- Goal -
Extract the full set of records, then give each one again exactly.

- Extracted data -
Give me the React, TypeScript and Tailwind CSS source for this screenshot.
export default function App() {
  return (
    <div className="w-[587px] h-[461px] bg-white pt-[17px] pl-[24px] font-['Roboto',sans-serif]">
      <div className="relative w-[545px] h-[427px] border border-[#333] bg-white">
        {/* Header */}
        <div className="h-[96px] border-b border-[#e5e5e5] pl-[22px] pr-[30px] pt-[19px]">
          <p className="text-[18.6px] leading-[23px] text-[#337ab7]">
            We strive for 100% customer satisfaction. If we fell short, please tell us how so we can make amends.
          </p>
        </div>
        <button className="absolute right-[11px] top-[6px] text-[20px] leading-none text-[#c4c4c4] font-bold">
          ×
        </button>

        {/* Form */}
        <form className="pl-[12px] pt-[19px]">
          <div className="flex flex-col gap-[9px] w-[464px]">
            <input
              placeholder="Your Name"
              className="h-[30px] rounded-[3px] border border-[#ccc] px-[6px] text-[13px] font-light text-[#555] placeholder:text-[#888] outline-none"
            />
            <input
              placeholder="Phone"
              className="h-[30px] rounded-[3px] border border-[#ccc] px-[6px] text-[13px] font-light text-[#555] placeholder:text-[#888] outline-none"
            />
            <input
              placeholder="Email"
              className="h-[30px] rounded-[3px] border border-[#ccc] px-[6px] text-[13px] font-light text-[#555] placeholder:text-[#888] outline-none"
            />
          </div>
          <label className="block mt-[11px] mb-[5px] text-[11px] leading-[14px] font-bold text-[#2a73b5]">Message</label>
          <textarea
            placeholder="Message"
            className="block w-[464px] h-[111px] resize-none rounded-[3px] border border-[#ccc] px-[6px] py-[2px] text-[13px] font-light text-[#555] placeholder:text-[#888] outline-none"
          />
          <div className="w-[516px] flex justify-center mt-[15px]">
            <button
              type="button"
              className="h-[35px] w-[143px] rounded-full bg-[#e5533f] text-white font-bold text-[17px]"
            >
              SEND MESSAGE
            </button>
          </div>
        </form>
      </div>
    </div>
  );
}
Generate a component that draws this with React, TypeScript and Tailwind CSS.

- Solution -
Give me the React, TypeScript and Tailwind CSS source for this screenshot.
export default function App() {
  return (
    <div className="w-[587px] h-[461px] bg-white pt-[17px] pl-[24px] font-['Roboto',sans-serif]">
      <div className="relative w-[545px] h-[427px] border border-[#333] bg-white">
        {/* Header */}
        <div className="h-[96px] border-b border-[#e5e5e5] pl-[22px] pr-[30px] pt-[19px]">
          <p className="text-[18.6px] leading-[23px] text-[#337ab7]">
            We strive for 100% customer satisfaction. If we fell short, please tell us how so we can make amends.
          </p>
        </div>
        <button className="absolute right-[11px] top-[6px] text-[20px] leading-none text-[#c4c4c4] font-bold">
          ×
        </button>

        {/* Form */}
        <form className="pl-[12px] pt-[19px]">
          <div className="flex flex-col gap-[9px] w-[464px]">
            <input
              placeholder="Your Name"
              className="h-[30px] rounded-[3px] border border-[#ccc] px-[6px] text-[13px] font-light text-[#555] placeholder:text-[#888] outline-none"
            />
            <input
              placeholder="Phone"
              className="h-[30px] rounded-[3px] border border-[#ccc] px-[6px] text-[13px] font-light text-[#555] placeholder:text-[#888] outline-none"
            />
            <input
              placeholder="Email"
              className="h-[30px] rounded-[3px] border border-[#ccc] px-[6px] text-[13px] font-light text-[#555] placeholder:text-[#888] outline-none"
            />
          </div>
          <label className="block mt-[11px] mb-[5px] text-[11px] leading-[14px] font-bold text-[#2a73b5]">Message</label>
          <textarea
            placeholder="Message"
            className="block w-[464px] h-[111px] resize-none rounded-[3px] border border-[#ccc] px-[6px] py-[2px] text-[13px] font-light text-[#555] placeholder:text-[#888] outline-none"
          />
          <div className="w-[516px] flex justify-center mt-[15px]">
            <button
              type="button"
              className="h-[35px] w-[143px] rounded-full bg-[#e5533f] text-white font-bold text-[17px]"
            >
              SEND MESSAGE
            </button>
          </div>
        </form>
      </div>
    </div>
  );
}
Generate a component that draws this with React, TypeScript and Tailwind CSS.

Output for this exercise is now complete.